### PROVIDED MATERIAL
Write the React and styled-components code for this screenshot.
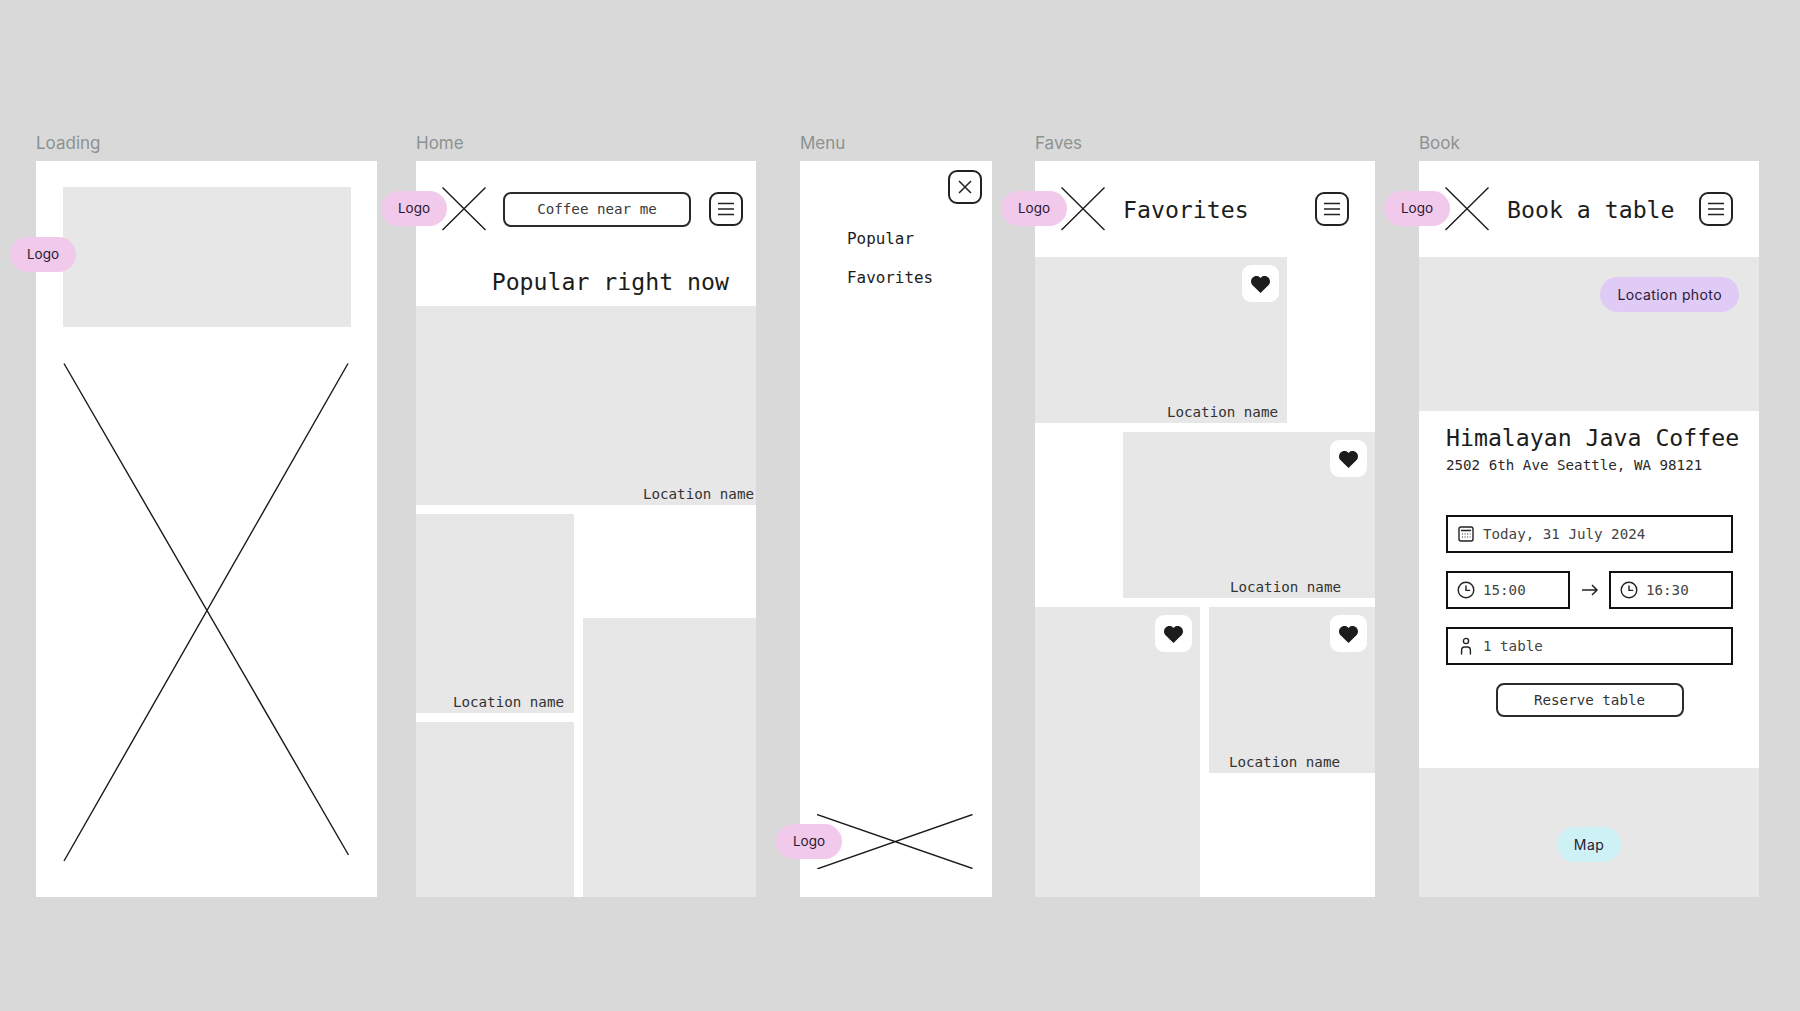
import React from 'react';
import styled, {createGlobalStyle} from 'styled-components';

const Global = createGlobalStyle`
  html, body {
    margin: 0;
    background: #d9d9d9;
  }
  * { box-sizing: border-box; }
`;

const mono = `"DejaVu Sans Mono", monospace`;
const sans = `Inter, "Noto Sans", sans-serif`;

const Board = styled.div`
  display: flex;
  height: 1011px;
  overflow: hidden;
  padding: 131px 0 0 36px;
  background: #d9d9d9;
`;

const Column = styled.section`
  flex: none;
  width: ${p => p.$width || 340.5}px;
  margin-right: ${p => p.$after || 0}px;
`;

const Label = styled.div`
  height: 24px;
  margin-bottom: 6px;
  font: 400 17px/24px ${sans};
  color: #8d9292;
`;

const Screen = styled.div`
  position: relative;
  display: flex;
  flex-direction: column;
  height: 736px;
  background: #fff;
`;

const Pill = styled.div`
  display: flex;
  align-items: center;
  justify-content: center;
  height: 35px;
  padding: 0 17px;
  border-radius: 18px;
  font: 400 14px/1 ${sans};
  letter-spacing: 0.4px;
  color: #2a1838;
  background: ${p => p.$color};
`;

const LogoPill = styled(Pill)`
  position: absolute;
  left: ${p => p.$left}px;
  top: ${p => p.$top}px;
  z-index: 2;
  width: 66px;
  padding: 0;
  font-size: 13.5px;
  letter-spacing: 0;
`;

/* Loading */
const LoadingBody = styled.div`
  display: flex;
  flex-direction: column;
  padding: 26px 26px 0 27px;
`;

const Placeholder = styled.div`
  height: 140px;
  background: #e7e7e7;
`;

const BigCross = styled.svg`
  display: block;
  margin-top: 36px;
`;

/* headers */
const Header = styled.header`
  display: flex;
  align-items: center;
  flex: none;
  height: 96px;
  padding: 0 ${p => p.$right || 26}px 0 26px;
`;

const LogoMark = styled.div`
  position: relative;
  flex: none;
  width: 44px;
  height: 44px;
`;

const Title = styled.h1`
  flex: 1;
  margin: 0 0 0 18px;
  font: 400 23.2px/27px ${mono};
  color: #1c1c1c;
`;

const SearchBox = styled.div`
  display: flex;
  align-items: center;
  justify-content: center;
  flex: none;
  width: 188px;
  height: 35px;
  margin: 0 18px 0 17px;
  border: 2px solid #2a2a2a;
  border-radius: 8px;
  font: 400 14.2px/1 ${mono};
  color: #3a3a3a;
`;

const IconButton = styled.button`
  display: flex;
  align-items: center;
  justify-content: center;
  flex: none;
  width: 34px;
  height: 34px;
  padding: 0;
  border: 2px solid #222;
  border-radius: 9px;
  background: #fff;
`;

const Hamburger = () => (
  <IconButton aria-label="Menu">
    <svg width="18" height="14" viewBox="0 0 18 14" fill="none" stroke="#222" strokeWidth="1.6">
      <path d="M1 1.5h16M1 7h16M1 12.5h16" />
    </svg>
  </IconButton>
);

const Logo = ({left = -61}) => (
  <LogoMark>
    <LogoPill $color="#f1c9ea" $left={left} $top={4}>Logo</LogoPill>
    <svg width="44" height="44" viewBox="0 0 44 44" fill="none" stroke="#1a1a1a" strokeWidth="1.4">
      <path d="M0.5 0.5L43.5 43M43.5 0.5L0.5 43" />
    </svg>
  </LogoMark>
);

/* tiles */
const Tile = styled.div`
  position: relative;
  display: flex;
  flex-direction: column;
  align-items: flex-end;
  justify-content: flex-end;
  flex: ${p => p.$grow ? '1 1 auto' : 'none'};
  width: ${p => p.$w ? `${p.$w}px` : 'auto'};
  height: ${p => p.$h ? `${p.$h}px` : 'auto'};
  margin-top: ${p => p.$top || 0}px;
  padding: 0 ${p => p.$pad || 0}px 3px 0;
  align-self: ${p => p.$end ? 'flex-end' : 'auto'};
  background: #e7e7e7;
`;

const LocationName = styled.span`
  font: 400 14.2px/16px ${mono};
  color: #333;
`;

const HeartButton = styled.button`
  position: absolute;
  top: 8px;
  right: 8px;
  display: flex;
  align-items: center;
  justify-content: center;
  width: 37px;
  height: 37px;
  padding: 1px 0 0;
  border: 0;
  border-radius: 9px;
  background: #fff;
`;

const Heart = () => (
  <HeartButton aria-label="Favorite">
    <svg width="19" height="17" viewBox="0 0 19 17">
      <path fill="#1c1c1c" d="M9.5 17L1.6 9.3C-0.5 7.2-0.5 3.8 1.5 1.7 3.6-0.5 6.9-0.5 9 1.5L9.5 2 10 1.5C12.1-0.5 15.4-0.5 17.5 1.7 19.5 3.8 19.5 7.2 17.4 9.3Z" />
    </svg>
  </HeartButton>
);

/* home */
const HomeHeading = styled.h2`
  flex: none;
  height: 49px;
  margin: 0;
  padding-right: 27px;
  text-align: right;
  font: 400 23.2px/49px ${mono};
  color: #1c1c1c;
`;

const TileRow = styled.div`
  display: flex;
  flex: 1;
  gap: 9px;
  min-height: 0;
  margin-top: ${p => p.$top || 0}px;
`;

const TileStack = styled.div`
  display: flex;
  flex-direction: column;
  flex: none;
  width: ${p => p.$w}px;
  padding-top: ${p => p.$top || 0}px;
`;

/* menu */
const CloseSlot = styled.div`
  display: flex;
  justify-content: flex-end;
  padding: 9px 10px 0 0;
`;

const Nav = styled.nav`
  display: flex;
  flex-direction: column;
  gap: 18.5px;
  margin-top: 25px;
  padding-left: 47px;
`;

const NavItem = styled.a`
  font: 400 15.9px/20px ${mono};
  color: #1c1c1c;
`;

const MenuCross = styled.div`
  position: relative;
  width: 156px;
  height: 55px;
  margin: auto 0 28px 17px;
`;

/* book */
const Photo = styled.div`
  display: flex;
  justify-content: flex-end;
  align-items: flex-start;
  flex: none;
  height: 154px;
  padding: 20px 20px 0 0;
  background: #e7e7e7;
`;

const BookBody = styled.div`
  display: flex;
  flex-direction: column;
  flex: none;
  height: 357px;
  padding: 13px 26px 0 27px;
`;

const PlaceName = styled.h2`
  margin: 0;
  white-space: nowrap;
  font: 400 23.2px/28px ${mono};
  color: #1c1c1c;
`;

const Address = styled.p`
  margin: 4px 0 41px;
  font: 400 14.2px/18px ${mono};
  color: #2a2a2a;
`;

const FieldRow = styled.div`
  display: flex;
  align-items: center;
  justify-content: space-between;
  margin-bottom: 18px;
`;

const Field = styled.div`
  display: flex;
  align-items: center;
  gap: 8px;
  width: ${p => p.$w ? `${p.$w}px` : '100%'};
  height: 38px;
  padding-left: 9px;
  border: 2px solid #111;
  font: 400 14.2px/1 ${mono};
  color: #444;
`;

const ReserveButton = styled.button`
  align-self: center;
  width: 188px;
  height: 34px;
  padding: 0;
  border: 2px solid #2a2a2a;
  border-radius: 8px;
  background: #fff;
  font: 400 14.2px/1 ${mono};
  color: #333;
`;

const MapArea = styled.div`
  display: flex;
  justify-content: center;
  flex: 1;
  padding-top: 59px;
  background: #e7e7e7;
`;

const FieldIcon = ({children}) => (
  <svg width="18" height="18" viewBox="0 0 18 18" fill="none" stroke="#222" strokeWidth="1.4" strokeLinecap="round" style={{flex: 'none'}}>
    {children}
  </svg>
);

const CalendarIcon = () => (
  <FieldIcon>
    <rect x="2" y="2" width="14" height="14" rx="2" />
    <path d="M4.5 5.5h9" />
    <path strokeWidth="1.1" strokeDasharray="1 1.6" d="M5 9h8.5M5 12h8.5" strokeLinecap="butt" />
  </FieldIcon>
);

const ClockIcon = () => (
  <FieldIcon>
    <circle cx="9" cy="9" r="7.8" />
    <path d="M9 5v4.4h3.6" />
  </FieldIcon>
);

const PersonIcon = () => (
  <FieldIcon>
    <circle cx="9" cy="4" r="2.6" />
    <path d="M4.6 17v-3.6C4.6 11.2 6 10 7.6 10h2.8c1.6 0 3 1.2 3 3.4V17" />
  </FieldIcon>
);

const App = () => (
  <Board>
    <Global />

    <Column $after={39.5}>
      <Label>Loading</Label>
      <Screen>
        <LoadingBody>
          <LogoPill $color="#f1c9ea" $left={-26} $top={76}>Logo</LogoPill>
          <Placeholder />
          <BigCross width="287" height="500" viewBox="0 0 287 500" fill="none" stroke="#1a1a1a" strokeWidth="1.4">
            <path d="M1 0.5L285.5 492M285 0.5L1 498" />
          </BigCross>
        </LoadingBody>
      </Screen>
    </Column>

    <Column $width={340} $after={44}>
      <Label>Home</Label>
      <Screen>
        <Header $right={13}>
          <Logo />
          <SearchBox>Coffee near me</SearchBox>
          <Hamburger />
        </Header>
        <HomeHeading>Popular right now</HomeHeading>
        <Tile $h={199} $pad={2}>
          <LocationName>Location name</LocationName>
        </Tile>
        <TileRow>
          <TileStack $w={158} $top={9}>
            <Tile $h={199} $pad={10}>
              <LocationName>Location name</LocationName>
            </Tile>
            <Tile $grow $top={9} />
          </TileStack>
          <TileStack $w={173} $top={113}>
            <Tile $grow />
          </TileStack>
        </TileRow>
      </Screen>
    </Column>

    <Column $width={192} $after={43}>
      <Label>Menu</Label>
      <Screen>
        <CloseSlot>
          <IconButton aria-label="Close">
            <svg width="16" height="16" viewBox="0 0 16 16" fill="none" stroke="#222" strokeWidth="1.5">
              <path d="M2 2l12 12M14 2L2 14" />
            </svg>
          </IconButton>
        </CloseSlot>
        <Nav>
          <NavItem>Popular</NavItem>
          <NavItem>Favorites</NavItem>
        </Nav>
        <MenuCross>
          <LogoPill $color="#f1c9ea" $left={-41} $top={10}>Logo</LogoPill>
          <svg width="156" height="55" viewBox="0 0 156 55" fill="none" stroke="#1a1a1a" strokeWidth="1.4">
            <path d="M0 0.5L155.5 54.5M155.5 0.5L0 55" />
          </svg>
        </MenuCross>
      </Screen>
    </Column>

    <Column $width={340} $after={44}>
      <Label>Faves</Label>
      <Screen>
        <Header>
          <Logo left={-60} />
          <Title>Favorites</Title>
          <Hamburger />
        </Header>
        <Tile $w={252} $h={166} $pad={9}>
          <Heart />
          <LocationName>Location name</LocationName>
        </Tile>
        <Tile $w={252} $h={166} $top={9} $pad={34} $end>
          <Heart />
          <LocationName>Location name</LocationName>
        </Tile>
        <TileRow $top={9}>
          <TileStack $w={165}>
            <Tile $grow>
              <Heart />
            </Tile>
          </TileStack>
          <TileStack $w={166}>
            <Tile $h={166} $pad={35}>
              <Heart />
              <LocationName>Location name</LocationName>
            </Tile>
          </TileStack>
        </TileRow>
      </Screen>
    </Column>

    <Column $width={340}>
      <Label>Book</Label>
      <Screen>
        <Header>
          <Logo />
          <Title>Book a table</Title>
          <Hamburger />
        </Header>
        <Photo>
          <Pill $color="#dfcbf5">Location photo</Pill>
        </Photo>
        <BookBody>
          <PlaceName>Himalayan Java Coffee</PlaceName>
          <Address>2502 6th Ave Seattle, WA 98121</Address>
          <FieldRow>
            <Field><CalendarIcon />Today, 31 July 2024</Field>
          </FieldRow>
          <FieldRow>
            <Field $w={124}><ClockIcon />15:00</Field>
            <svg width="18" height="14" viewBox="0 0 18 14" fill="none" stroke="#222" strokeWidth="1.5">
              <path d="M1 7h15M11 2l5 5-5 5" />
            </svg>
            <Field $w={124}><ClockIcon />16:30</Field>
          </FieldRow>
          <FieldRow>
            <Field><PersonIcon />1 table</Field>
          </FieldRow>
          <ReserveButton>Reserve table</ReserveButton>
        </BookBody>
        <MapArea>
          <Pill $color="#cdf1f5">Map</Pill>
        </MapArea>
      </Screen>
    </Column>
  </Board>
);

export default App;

### GIVEN EXERCISE
Copy every line that includes the string "React" from the material above.

### RESPONSE
Write the React and styled-components code for this screenshot.
import React from 'react';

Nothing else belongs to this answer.